The WTS loves to talk about "how bad things are getting", yet they always fail to talk about problems like this: There is now so much food available in the world that people are dieing from eating too much. For the first time in history there are more obese people than starving people.
http://www.physorg.com/news82607698.html
Diabetes epidemic could wipe out indigenous peoples: experts
Indigenous peoples around the world faced extinction this century unless an obesity-driven diabetes epidemic was curbed, experts told an international conference in Australia Monday.
"We are dealing with the biggest epidemic in world history," said the director of Monash University's International Diabetes Institute, Professor Paul Zimmet.
"Without urgent action there certainly is a real risk of a major wipe-out of indigenous communities, if not total extinction, within this century," he told an International Diabetes Federation meeting in Melbourne.
The "diabesity" epidemic threatened the original inhabitants of Asia, Australia, the Pacific, and North and South America, he said.
Indigenous people were particularly at risk of developing Type 2 diabetes, which was primarily caused by obesity, because of the rapid transition to Western diets and lifestyles, Zimmet said.
The "thrifty gene" allowed communities of hunter-gatherers to store fat in times of feast for survival of famines, but modern lifestyles provided continuous "feasts" and less exercise, he told AFP.
Complications of Type 2 diabetes, now being found in indigenous children as young as six years old, include increased risk of heart disease, stroke and kidney disease.

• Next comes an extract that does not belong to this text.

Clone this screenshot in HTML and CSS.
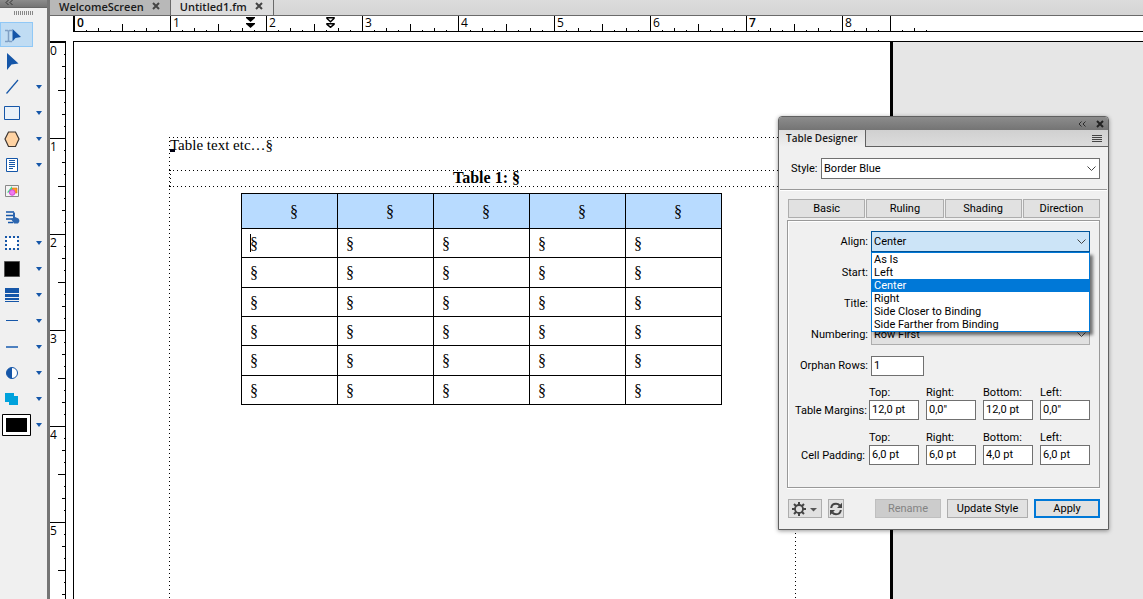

Canadian diabetes expert Professor Stewart Harris said with up to half the adult populations in some indigenous communities affected, diabetes posed a serious threat to their survival.
"The rapid cultural transition over one to two generations of many indigenous communities to a Western diet and sedentary lifestyle has led to diabetes replacing infectious diseases as the number one threat to their survival," he said.
Type 2 diabetes already affected 50 percent of adults on the Pacific Island of Nauru, up to 45 percent of Sioux and Pima Indians in the United States, and up to 30 percent of Torres Strait Islanders in northern Australia, he said.
Diabetes was unknown in the Pacific islands before World War II, the conference heard.
Among Torres Strait Islanders, children as young as six have been diagnosed with diabetes, Cairns Base Hospital director Ashim Sinha told the meeting, and teenagers were found to have high blood pressure and high cholesterol.
"These children are prone to develop heart attacks, renal failure and blindness but at a much younger age," he said.
The world-first three-day conference on diabetes in indigenous peoples aims to agree on a set of measures to present to the United Nations for an international effort to curb the epidemic.
These are likely to include improved maternal and child health services, and access to an affordable and nutritious diet for impoverished communities, particularly through child care centres and schools.
The experts said because dramatic changes to indigenous health had happened relatively quickly and were largely environmental, it was likely the trend could be reversed with appropriate management.
Obesity has reached pandemic proportions throughout the world, not just in indigenous communities, and is the greatest single contributor to chronic disease, the 10th International Congress on Obesity heard in Sydney in September.
The world now has more fat people than hungry ones, according to World Health Organisation figures, with more than a billion overweight people compared to 800 million who are undernourished.